In this case one of the values will be the value you pass to std::binary_search. The other will be one of the elements in the sequence. A binary search starts in (approximately) the central element. It then compares the value of this element to the value being searched for. If it is not equal to the value searched for (a not before b and b not before a) then the next element checked is either at around position 1/4 or 3/4 of the number of elements, depending on whether the value searched for is before (comparison predicate returns true) or after (comparison predicate returns false, and switching the arguments returns true). Again the result from the tests is used to determine whether the value has been found or weather to search nearer the start of the sequence or nearer the end. At each step the change in position is halved thus the steps are (starting at the begriming) : +(number of elements)/2, +/- (number of elements)/4, +/- (number of elements)/8... until the step size is less than 0.5 which leads to some complexity when working with integer index and offset values; the +/- means plus or minus - i.e, add or subtract the amount to the current position. Here is a simple example using std::less (as your compare function seem broken I see little point using it for explanatory purposes):
Given a sequence of sorted integers using less than as the is before criteria:
1 3 5 7 9 11 13 15 17 19 21
In which we have 11 values.
We are looking to see if 19 is in the (sorted) sequence. To take care of the 0.5 requirement we will use a roundabout way of adding the 0.5 to integers. We want to do this:
truncate(n / d + 0.5)
Instead we shall do this using integer operations:
(2*n/d + 1)/2
That is we multiply the whole expression inside the truncate by 2 then divide result down by 2 again.

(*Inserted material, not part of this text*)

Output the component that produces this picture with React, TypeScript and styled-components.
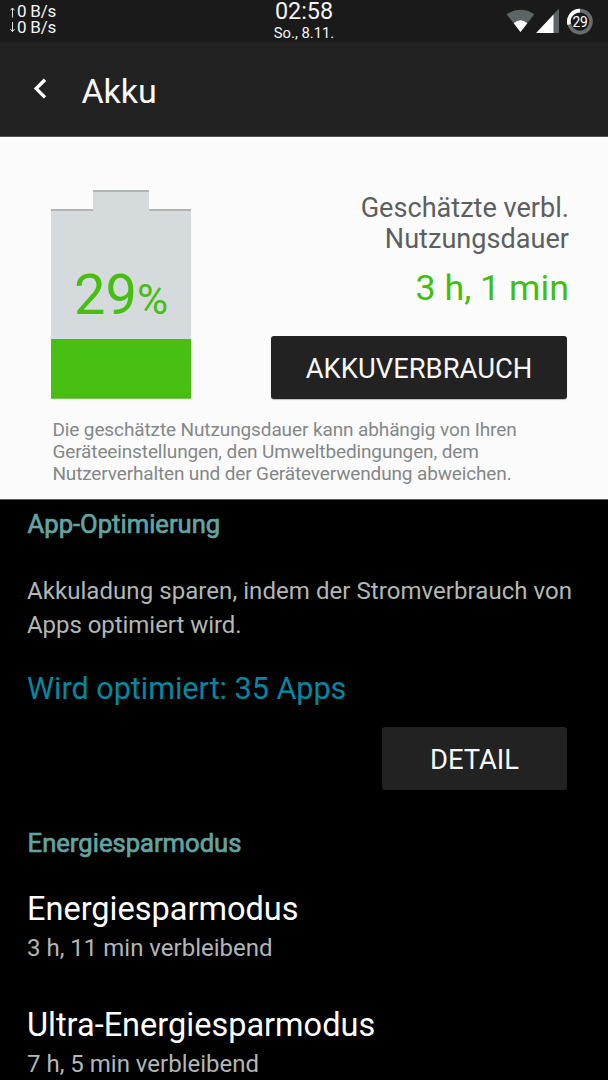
import React from "react";
import styled, { createGlobalStyle } from "styled-components";

const Global = createGlobalStyle`
  * { box-sizing: border-box; }
  html, body { margin: 0; padding: 0; background: #000; overflow: hidden; }
  body { font-family: Roboto, "Liberation Sans", sans-serif; }
`;

const Screen = styled.div`
  width: 608px;
  height: 1080px;
  overflow: hidden;
  background: #000;
`;

const StatusBar = styled.header`
  display: grid;
  grid-template-columns: 1fr auto 1fr;
  height: 42px;
  padding: 0 9px;
  background: #1a1a1a;
  color: #f4f4f4;
`;

const Text = styled.div<{ $size: number; $line: number; $track?: number }>`
  font-size: ${(p) => p.$size}px;
  line-height: ${(p) => p.$line}px;
  letter-spacing: ${(p) => p.$track ?? 0}px;
  white-space: nowrap;
`;

const NetSpeed = styled.div`
  padding-top: 4px;
`;

const SpeedRow = styled.div`
  display: flex;
  align-items: center;
  gap: 1px;
  height: 15.5px;
`;

const Clock = styled.div`
  text-align: center;
`;

const StatusIcons = styled.div`
  display: flex;
  justify-content: flex-end;
  align-items: flex-start;
  padding: 7px 6px 0 0;
`;

const TitleBar = styled.div`
  display: flex;
  align-items: center;
  height: 95px;
  padding-left: 33px;
  gap: 34.4px;
  background: #222;
  color: #fafafa;
  border-bottom: 1px solid #555152;
`;

const Title = styled(Text)`
  padding-top: 3px;
`;

const Summary = styled.section`
  height: 363px;
  padding: 53px 39px 0 51px;
  background: #fbfbfb;
  border-bottom: 1px solid #5e6463;
`;

const SummaryTop = styled.div`
  display: flex;
  justify-content: space-between;
  height: 209px;
`;

const Battery = styled.div`
  width: 140px;
  height: 209px;
  display: flex;
  flex-direction: column;
  align-items: center;
`;

const BatteryCap = styled.div`
  width: 56px;
  height: 21px;
  margin-bottom: -2px;
  z-index: 1;
  background: #d5dbdd;
  border-top: 2px solid #b1b5b5;
`;

const BatteryBody = styled.div`
  width: 140px;
  flex: 1;
  display: flex;
  flex-direction: column;
  background: #d5dbdd;
  border-top: 2px solid #b1b5b5;
`;

const Percent = styled.div`
  flex: 1;
  display: flex;
  align-items: baseline;
  justify-content: center;
  padding-top: 52px;
  color: #46be12;
`;

const BatteryFill = styled.div`
  height: 60px;
  background: #46be12;
  border-bottom: 1px solid #6ccb45;
`;

const Estimate = styled.div`
  width: 298px;
  padding-top: 3px;
  text-align: right;
  color: #5c5f60;
`;

const Remaining = styled(Text)`
  color: #41be10;
`;

const Button = styled.button<{ $width: number }>`
  display: flex;
  align-items: center;
  justify-content: center;
  width: ${(p) => p.$width}px;
  height: 63px;
  padding: 4px 0 0;
  border: 0;
  border-radius: 3px;
  background: #222;
  color: #f8f8f8;
  font-family: inherit;
`;

const UsageButton = styled(Button)`
  margin-top: 14px;
  box-shadow: 0 1px 1px rgba(0, 0, 0, 0.25);
`;

const Note = styled.div`
  padding: 20px 0 0 1.4px;
  color: #838788;
`;

const Section = styled.section`
  padding: 0 41px 29px 27px;
`;

const SectionTitle = styled(Text)`
  padding: 0 0 2px 0.6px;
  color: #62a4a3;
  -webkit-text-stroke: 0.7px #62a4a3;
`;

const Muted = styled(Text)`
  color: #b3b7b8;
`;

const Description = styled.div`
  padding: 24px 0 17px;
`;

const Link = styled(Text)`
  color: #0288a3;
`;

const ButtonRow = styled.div`
  display: flex;
  justify-content: flex-end;
  padding-top: 8px;
`;

const ModeList = styled.div`
  padding-top: 20px;
`;

const Mode = styled.div`
  height: 115.5px;
  color: #fff;
`;

const Arrow = ({ up }: { up?: boolean }) => (
  <svg width="7" height="12" viewBox="0 0 7 12" fill="none" stroke="#e0e0e0" strokeWidth="1">
    <path d={up ? "M3.5 11.5V2M1.5 4.3L3.5 2L5.5 4.3" : "M3.5 1V10.5M1.5 8.2L3.5 10.5L5.5 8.2"} />
  </svg>
);

const modes = [
  { title: "Energiesparmodus", left: "3 h, 11 min verbleibend" },
  { title: "Ultra-Energiesparmodus", left: "7 h, 5 min verbleibend" },
];

export default function App() {
  return (
    <Screen>
      <Global />
      <StatusBar>
        <NetSpeed>
          <SpeedRow>
            <Arrow up />
            <Text $size={17} $line={15.5} $track={-0.2}>0 B/s</Text>
          </SpeedRow>
          <SpeedRow>
            <Arrow />
            <Text $size={17} $line={15.5} $track={-0.2}>0 B/s</Text>
          </SpeedRow>
        </NetSpeed>
        <Clock>
          <Text $size={23.4} $line={23}>02:58</Text>
          <Text $size={14.8} $line={20}>So., 8.11.</Text>
        </Clock>
        <StatusIcons>
          <svg width="88" height="28" viewBox="505 7 88 28">
            <path d="M506.5 14.2Q520.5 5.5 534.3 14.2L520.5 32Z" fill="#5d6465" />
            <path d="M513.7 23.2Q520.5 17.5 527.3 23.2L520.5 32Z" fill="#fff" />
            <path d="M559 8.5V33H536.2Z" fill="#5d6465" />
            <path d="M553.5 14.5V33H536.2Z" fill="#fff" />
            <circle cx="580" cy="21.6" r="11" fill="none" stroke="#666d6f" strokeWidth="3.6" />
            <path d="M569.2 24.5A11 11 0 0 1 580 10.6" fill="none" stroke="#fff" strokeWidth="3.6" />
            <text x="580" y="26.6" textAnchor="middle" fontSize="13.8" letterSpacing="-0.3" fill="#fff">29</text>
          </svg>
        </StatusIcons>
      </StatusBar>
      <TitleBar>
        <svg width="14" height="22" viewBox="0 0 14 22" fill="none" stroke="#fff" strokeWidth="3.4">
          <path d="M12 1.8L3.2 10.6L12 19.4" />
        </svg>
        <Title $size={34} $line={40}>Akku</Title>
      </TitleBar>
      <Summary>
        <SummaryTop>
          <Battery>
            <BatteryCap />
            <BatteryBody>
              <Percent>
                <Text $size={56} $line={64}>29</Text>
                <Text $size={42.5} $line={64}>%</Text>
              </Percent>
              <BatteryFill />
            </BatteryBody>
          </Battery>
          <Estimate>
            <Text $size={27.1} $line={31}>Geschätzte verbl.</Text>
            <Text $size={27.1} $line={31}>Nutzungsdauer</Text>
            <Remaining $size={35.8} $line={67}>3 h, 1 min</Remaining>
            <UsageButton $width={296}>
              <Text $size={27.4} $line={31}>AKKUVERBRAUCH</Text>
            </UsageButton>
          </Estimate>
        </SummaryTop>
        <Note>
          <Text $size={19} $line={22} $track={-0.11}>Die geschätzte Nutzungsdauer kann abhängig von Ihren</Text>
          <Text $size={19} $line={22} $track={-0.13}>Geräteeinstellungen, den Umweltbedingungen, dem</Text>
          <Text $size={19} $line={22} $track={-0.14}>Nutzerverhalten und der Geräteverwendung abweichen.</Text>
        </Note>
      </Summary>
      <Section>
        <SectionTitle $size={25.6} $line={48}>App-Optimierung</SectionTitle>
        <Description>
          <Muted $size={24} $line={34} $track={0.06}>Akkuladung sparen, indem der Stromverbrauch von</Muted>
          <Muted $size={24} $line={34} $track={-0.05}>Apps optimiert wird.</Muted>
        </Description>
        <Link $size={30.5} $line={60}>Wird optimiert: 35 Apps</Link>
        <ButtonRow>
          <Button $width={185}>
            <Text $size={27.4} $line={31}>DETAIL</Text>
          </Button>
        </ButtonRow>
      </Section>
      <Section>
        <SectionTitle $size={25.6} $line={48}>Energiesparmodus</SectionTitle>
        <ModeList>
          {modes.map((m) => (
            <Mode key={m.title}>
              <Text $size={32.5} $line={40}>{m.title}</Text>
              <Muted $size={24} $line={38}>{m.left}</Muted>
            </Mode>
          ))}
        </ModeList>
      </Section>
    </Screen>
  );
}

We have 11 elements so 2*n is 22.
The first element we shall look at is (22/2 + 1)/2 = 6, counting along we see this has the value 11:
19 < 11 is false so 19 is not before 11
11 < 19 is true so 11 is before 19 (or 19 is after 11)
Hence we need to increase our position. We add (22/4+1)/2 = 3 to our position, which moves us to the element at position 9 from the start, which is 17
19 < 17 is false so 19 is not before 17
17 < 19 is true so 17 is before 19 (or 19 is after 17)
Hence we need to increase out position. We add (22/8+1)/2 = 1 to our position which moves us to the element at position 10 from the start, which is 19
19 (searched for value) < 19 (element value) is false so 19 is not before 19
19 (element value) < 19 (searched for value) is false so 19 is not before 19
Hence we have found the element we are looking for, return true.
Now let's search for 23:
The first element we shall look at again is (22/2 + 1)/2 = 6, the element with the value 11:
23 < 11 is false so 23 is not before 11
11 < 23 is true so 11 is before 23 (or 23 is after 11)
Hence we need to increase out position. Adding (22/4+1)/2 = 3 to our position, which moves us again to the element at position 9 from the start, which is 17
23 < 17 is false so 23 is not before 17
17 < 23 is true so 17 is before 23 (or 23 is after 17)
Hence we need to increase out position. Adding (22/8+1)/2 = 1 to our position moves us again to the element at position 10 from the start, which is 19
23 < 19 is false so 23 is not before 19
19 < 23 is true so 19 is before 23 (or 23 is after 19)
Hence we need to increase out position. Adding (22/16+1)/2 = 1 to our position moves us to the element at position 11 from the start, which is 21
23 < 21 is false so 23 is not before 21
21 < 23 is true so 21 is before 23 (or 23 is after 21)
Hence we need to increase out position. We would want to add (22/32+1)/2 = 0 to our position, but the change is zero so we reached the end of the search without locating the value we were looking for and false is returned.
Notionally, where you see a less than comparison std::less is called [as a function is required, the operator < cannot be used directly, so it is wrapped, as with other operators, in a function (template) std::less]. In fact an implementation may provide a totally separate function (and related internal functions) for the default case and use the < operator directly.
To see how it would work with your compare function just replace the sequence of values with those from your sorted sequence, then replace the parts of above of the form "v1 < v2 is" with "compare(v1, v2) returns".
However I think you need to fix the bugs in compare first.
Hope this has given you some insight into the sorts of things going on.